Victorian Soundscape, etc.
Ross’ reading on Victorian and the Progressive Era soundscape was interesting because it alluded to a general cultural site of conflict at the time, the formation/definition of masculine identity. The Histories of Sound text stated that aversion to sound was associated with Progressive reformers who suggested that excess noise was uncivilized; however, the aversion to noise was also seen as a feminine quality and Progressive reformers were often accused of being deficiently masculine in reference to the immigrant working class who were not averse to noise in public space, and created more of it through factory work and cultural practices. In this way the boundaries around the soundscape are analogous to the boundaries that defined masculinity. Silence and sound policed two different formations of masculine productivity that in industrialization was the locus of identity formations. I was particularly interested in this because of the analogies continued relevance today. Sound and silence are still binaries marked by class, the former associated with the working class and the latter with a middle class sense of civility. In this way, I found similarities in the arguments Ross’ text makes about sound binaries, with my use of the Roediger from last week on the formations of whiteness, in their similar treatments of identity formations within public space and constructions of Self and Otherness.

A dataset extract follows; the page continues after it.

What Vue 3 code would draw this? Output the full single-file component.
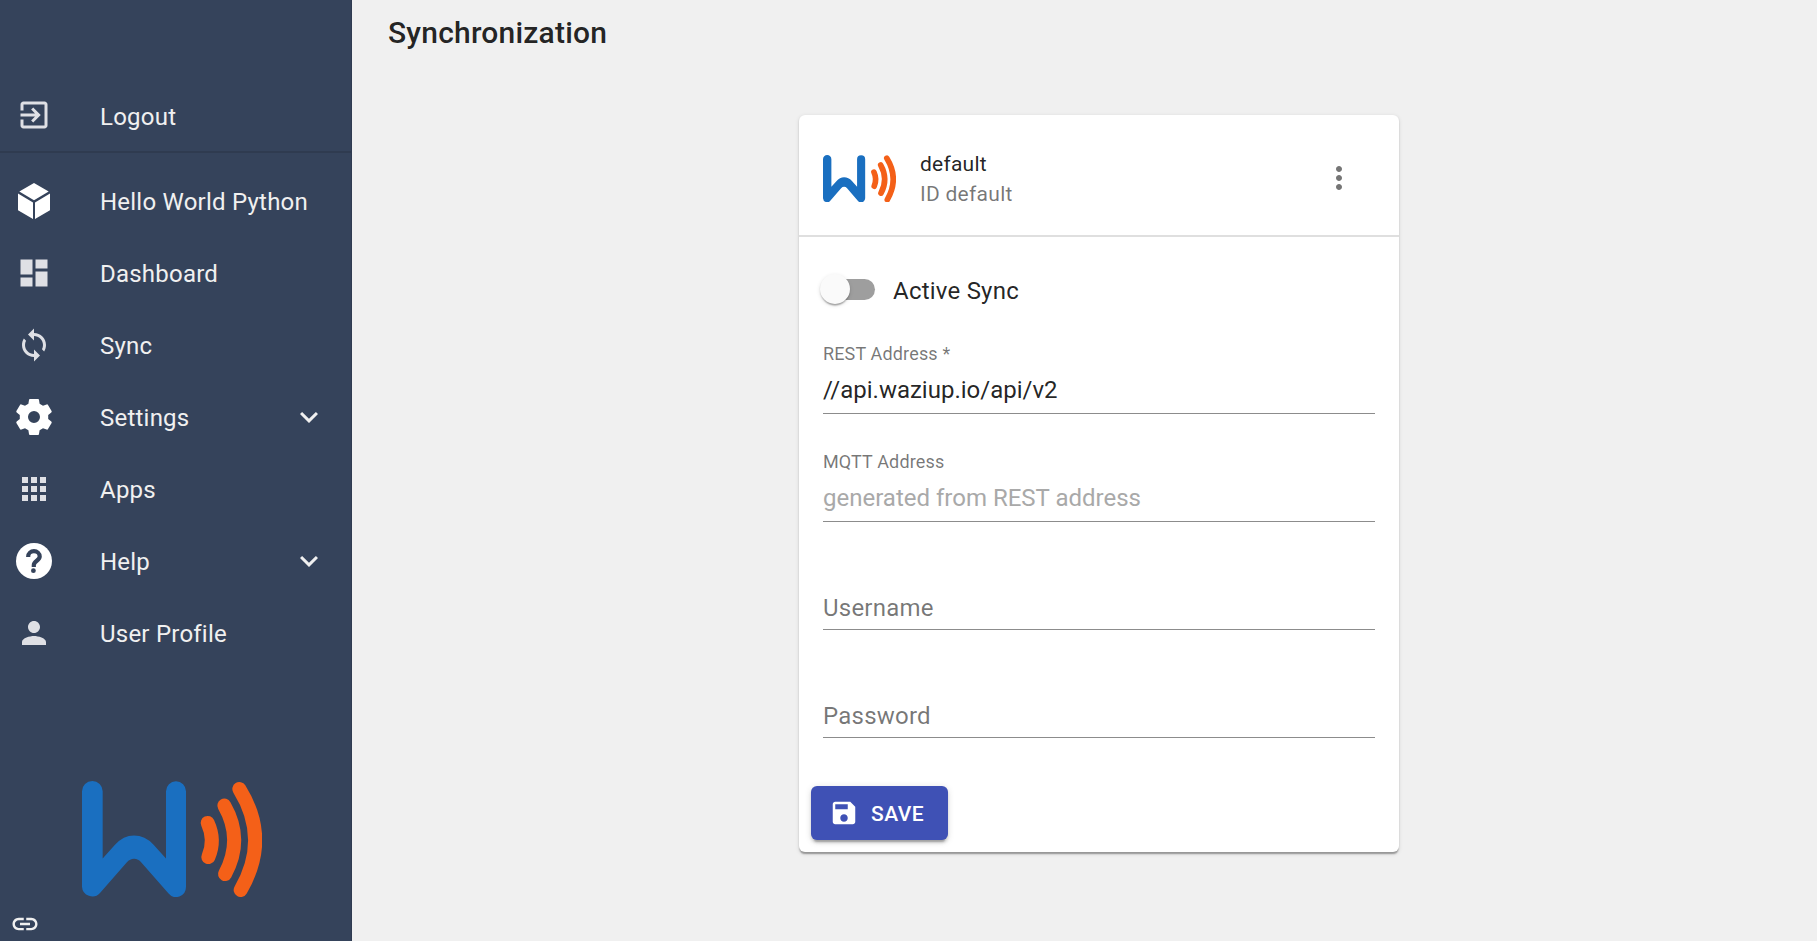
<script setup>
const items = [
  { label: 'Hello World Python', icon: 'cube' },
  { label: 'Dashboard', icon: 'dashboard' },
  { label: 'Sync', icon: 'sync' },
  { label: 'Settings', icon: 'gear', expand: true },
  { label: 'Apps', icon: 'apps' },
  { label: 'Help', icon: 'help', expand: true },
  { label: 'User Profile', icon: 'person' },
]
const icons = {
  dashboard: 'M3 13h8V3H3v10zm0 8h8v-6H3v6zm10 0h8V11h-8v10zm0-18v6h8V3h-8z',
  sync: 'M12 4V1L8 5l4 4V6c3.31 0 6 2.69 6 6 0 1.01-.25 1.97-.7 2.8l1.46 1.46C19.54 15.03 20 13.57 20 12c0-4.42-3.58-8-8-8zm0 14c-3.31 0-6-2.69-6-6 0-1.01.25-1.97.7-2.8L5.24 7.74C4.46 8.97 4 10.43 4 12c0 4.42 3.58 8 8 8v3l4-4-4-4v3z',
  apps: 'M4 8h4V4H4v4zm6 12h4v-4h-4v4zm-6 0h4v-4H4v4zm0-6h4v-4H4v4zm6 0h4v-4h-4v4zm6-10v4h4V4h-4zm-6 4h4V4h-4v4zm6 6h4v-4h-4v4zm0 6h4v-4h-4v4z',
  person: 'M12 12c2.21 0 4-1.79 4-4s-1.79-4-4-4-4 1.79-4 4 1.79 4 4 4zm0 2c-2.67 0-8 1.34-8 4v2h16v-2c0-2.66-5.33-4-8-4z',
}
const fields = [
  { label: 'REST Address *', value: '//api.waziup.io/api/v2' },
  { label: 'MQTT Address', placeholder: 'generated from REST address' },
  { empty: 'Username' },
  { empty: 'Password' },
]
</script>

<template>
  <div class="page">
    <svg width="0" height="0" class="defs">
      <symbol id="brand" viewBox="66 62 540 349" preserveAspectRatio="none">
        <path fill="#1a6fc0" d="M66 93a31 31 0 0 1 62 0V295L165 254Q190 226 222 226Q255 226 280 253L318 295V93a30 30 0 0 1 60 0V380a30 31 0 0 1-53 20L244 307Q235 296 222 296Q210 296 200 307L120 399A31 31 0 0 1 66 380Z" />
        <g fill="none" stroke="#f46018" stroke-width="42" stroke-linecap="round">
          <path d="M443 188Q467 240 445 291" />
          <path d="M493 136Q551 238 495 342" />
          <path d="M538 86Q631 236 542 390" />
        </g>
      </symbol>
    </svg>
    <nav class="drawer">
      <div class="item logout">
        <svg class="ico dim" viewBox="0 0 24 24"><path d="M10.09 15.59L11.5 17l5-5-5-5-1.41 1.41L12.67 11H3v2h9.67l-2.58 2.59zM19 3H5c-1.11 0-2 .9-2 2v4h2V5h14v14H5v-4H3v4c0 1.1.89 2 2 2h14c1.1 0 2-.9 2-2V5c0-1.1-.9-2-2-2z" /></svg>
        <span>Logout</span>
      </div>
      <div class="divider"></div>
      <div v-for="i in items" :key="i.label" class="item">
        <svg v-if="i.icon === 'cube'" class="ico" viewBox="0 0 36 36"><path d="M18 0L32.7 8.6 18 17.2 3.3 8.6zM2 10.6L17 19.4V36L2 27.3zM34 10.6L19 19.4V36L34 27.3z" /></svg>
        <svg v-else-if="i.icon === 'gear'" class="ico" viewBox="0 0 36 36"><path fill-rule="evenodd" d="M14 0H22Q23 0 23 1L23.6 4.8L27 6.7L30.6 5.4Q31.5 5 32 5.9L35.6 12.1Q36 13 35.3 13.6L32.2 16V20L35.3 22.4Q36 23 35.6 23.9L32 30.1Q31.5 31 30.6 30.6L27 29.3L23.6 31.2L23 35Q23 36 22 36H14Q13 36 13 35L12.4 31.2L9 29.3L5.4 30.6Q4.5 31 4 30.1L.4 23.9Q0 23 .7 22.4L3.8 20V16L.7 13.6Q0 13 .4 12.1L4 5.9Q4.5 5 5.4 5.4L9 6.7L12.4 4.8L13 1Q13 0 14 0ZM18 12a6 6 0 1 0 0 12a6 6 0 1 0 0-12z" /></svg>
        <svg v-else-if="i.icon === 'help'" class="ico" viewBox="0 0 36 36"><circle cx="18" cy="18" r="18" /><path class="hook" d="M12.2 14V13.6A5.75 5.4 0 0 1 23.7 13.6C23.7 17.6 17.8 18 17.8 22.2V24" /><circle cx="17.4" cy="27.7" r="2.4" class="dot" /></svg>
        <svg v-else class="ico dim" viewBox="0 0 24 24"><path :d="icons[i.icon]" /></svg>
        <span>{{ i.label }}</span>
        <svg v-if="i.expand" class="chev" viewBox="0 0 24 24"><path d="M16.59 8.59L12 13.17 7.41 8.59 6 10l6 6 6-6z" /></svg>
      </div>
      <svg class="brand-large"><use href="#brand" /></svg>
      <svg class="link" viewBox="0 0 24 24"><path d="M3.9 12c0-1.71 1.39-3.1 3.1-3.1h4V7H7c-2.76 0-5 2.24-5 5s2.24 5 5 5h4v-1.9H7c-1.71 0-3.1-1.39-3.1-3.1zM8 13h8v-2H8v2zm9-6h-4v1.9h4c1.71 0 3.1 1.39 3.1 3.1s-1.39 3.1-3.1 3.1h-4V17h4c2.76 0 5-2.24 5-5s-2.24-5-5-5z" /></svg>
    </nav>
    <main class="main">
      <h1>Synchronization</h1>
      <section class="card">
        <header class="head">
          <svg class="brand-small"><use href="#brand" /></svg>
          <div class="titles">
            <div>default</div>
            <div class="sub">ID default</div>
          </div>
          <svg class="more" viewBox="0 0 24 24"><path d="M12 8c1.1 0 2-.9 2-2s-.9-2-2-2-2 .9-2 2 .9 2 2 2zm0 2c-1.1 0-2 .9-2 2s.9 2 2 2 2-.9 2-2-.9-2-2-2zm0 6c-1.1 0-2 .9-2 2s.9 2 2 2 2-.9 2-2-.9-2-2-2z" /></svg>
        </header>
        <div class="body">
          <div class="toggle">
            <span class="track"><span class="thumb"></span></span>
            <span class="toggle-text">Active Sync</span>
          </div>
          <div v-for="(f, n) in fields" :key="n" class="field">
            <div class="label">{{ f.label }}</div>
            <div v-if="f.value" class="value">{{ f.value }}</div>
            <div v-else-if="f.placeholder" class="value placeholder">{{ f.placeholder }}</div>
            <div v-else class="empty">{{ f.empty }}</div>
          </div>
        </div>
        <button class="save">
          <svg viewBox="0 0 24 24"><path d="M17 3H5c-1.11 0-2 .9-2 2v14c0 1.1.89 2 2 2h14c1.1 0 2-.9 2-2V7l-4-4zm-5 16c-1.66 0-3-1.34-3-3s1.34-3 3-3 3 1.34 3 3-1.34 3-3 3zm3-10H5V5h10v4z" /></svg>
          <span>SAVE</span>
        </button>
      </section>
    </main>
  </div>
</template>

<style>
body { background: #f0f0f0; overflow: hidden; }
</style>
<style scoped>
.page {
  display: flex;
  height: 941px;
  background: #f0f0f0;
  font-family: Roboto, "Liberation Sans", sans-serif;
  font-size: 24px;
  line-height: 36px;
  letter-spacing: 0.225px;
  color: rgba(0, 0, 0, 0.87);
}
* { box-sizing: border-box; }
svg { display: block; flex: none; }
.defs { position: absolute; }
.drawer {
  display: flex;
  flex-direction: column;
  flex: none;
  width: 352px;
  padding-top: 79px;
  background: #35435b;
  border-right: 1px solid #2f3b51;
  color: #f0f0f0;
}
.item { display: flex; align-items: center; height: 72px; padding: 0 24px 0 16px; }
.item span { margin-left: 48px; flex: 1; padding-top: 1px; }
.logout span { padding-top: 3px; }
.divider { height: 2px; background: #2f3b50; margin-bottom: 12px; }
.ico { width: 36px; height: 36px; fill: #fff; }
.ico.dim { fill: #dfe0e5; }
.hook { fill: none; stroke: #35435b; stroke-width: 4.2; }
.dot { fill: #35435b; }
.chev { width: 36px; height: 36px; fill: #f0f0f0; }
.brand-large { width: 180px; height: 116px; margin: 112px 0 0 82px; }
.link { width: 30px; height: 30px; margin: 12px 0 0 10px; fill: #f0f0f0; }
.main { flex: 1; display: flex; flex-direction: column; padding-left: 36px; }
h1 { margin: 9px 0 0; font-size: 30px; font-weight: 500; line-height: 48px; height: 106px; letter-spacing: 0.2px; }
.card {
  width: 600px;
  height: 737px;
  margin-left: 411px;
  background: #fff;
  border-radius: 6px;
  box-shadow: 0 3px 1.5px -1.5px rgba(0, 0, 0, 0.2), 0 1.5px 1.5px rgba(0, 0, 0, 0.14), 0 1.5px 4.5px rgba(0, 0, 0, 0.12);
}
.head { display: flex; align-items: center; height: 122px; padding: 8px 42px 0 24px; border-bottom: 2px solid #dfdfdf; }
.brand-small { width: 73px; height: 47.5px; margin-top: -1.5px; }
.titles { flex: 1; margin-left: 24px; font-size: 21px; line-height: 30px; }
.sub { color: rgba(0, 0, 0, 0.54); letter-spacing: 0.27px; }
.more { width: 36px; height: 36px; margin-top: -2px; fill: #757575; }
.body { padding: 0 24px; }
.toggle { display: flex; align-items: center; height: 105px; }
.toggle-text { padding-top: 2px; }
.track { display: block; width: 51px; height: 21px; margin: 0 18px 0 1px; border-radius: 11px; background: #9e9e9e; }
.thumb {
  display: block;
  width: 30px;
  height: 30px;
  margin: -5px 0 0 -4px;
  border-radius: 50%;
  background: #fafafa;
  box-shadow: 0 3px 1.5px -1.5px rgba(0, 0, 0, 0.2), 0 1.5px 1.5px rgba(0, 0, 0, 0.14), 0 1.5px 4.5px rgba(0, 0, 0, 0.12);
}
.field { height: 72px; margin-bottom: 36px; border-bottom: 1px solid #8c8c8c; }
.field:last-child { margin-bottom: 0; }
.label { height: 24px; font-size: 18px; line-height: 24px; letter-spacing: 0.15px; color: rgba(0, 0, 0, 0.54); }
.value { padding-top: 6px; letter-spacing: 0; }
.placeholder { color: #a9a9a9; }
.empty { padding-top: 8px; color: rgba(0, 0, 0, 0.54); }
.save {
  display: flex;
  align-items: center;
  width: 137px;
  height: 54px;
  margin: 48px 0 0 12px;
  padding: 0 0 0 18px;
  border: 0;
  border-radius: 6px;
  background: #3f51b5;
  color: #fff;
  font: 500 21px Roboto, sans-serif;
  letter-spacing: 0.5px;
  box-shadow: 0 4.5px 1.5px -3px rgba(0, 0, 0, 0.2), 0 3px 3px rgba(0, 0, 0, 0.14), 0 1.5px 7.5px rgba(0, 0, 0, 0.12);
}
.save svg { width: 30px; height: 30px; margin-right: 12px; fill: #fff; }
.save span { padding-top: 2px; }
</style>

The Victorian Soundscapes reading illuminated similar issues, especially the tensions enabled by the first campaigns concerned with poor quality of life issues caused by overcrowding in cities.
I am interested to hear what direction Ross is taking his analysis. Ross, I know you are using contemporary films, are you making a comparison between representations around identity formation and noise in public space in 20th century media and its roots in Progressive reform type movements? Or does your analysis use the historical texts more as a background and go in another direction? I suppose I will find out in a few hours. Either way, there is a lot that can be said using these texts so I’ll be interested to discuss your argument.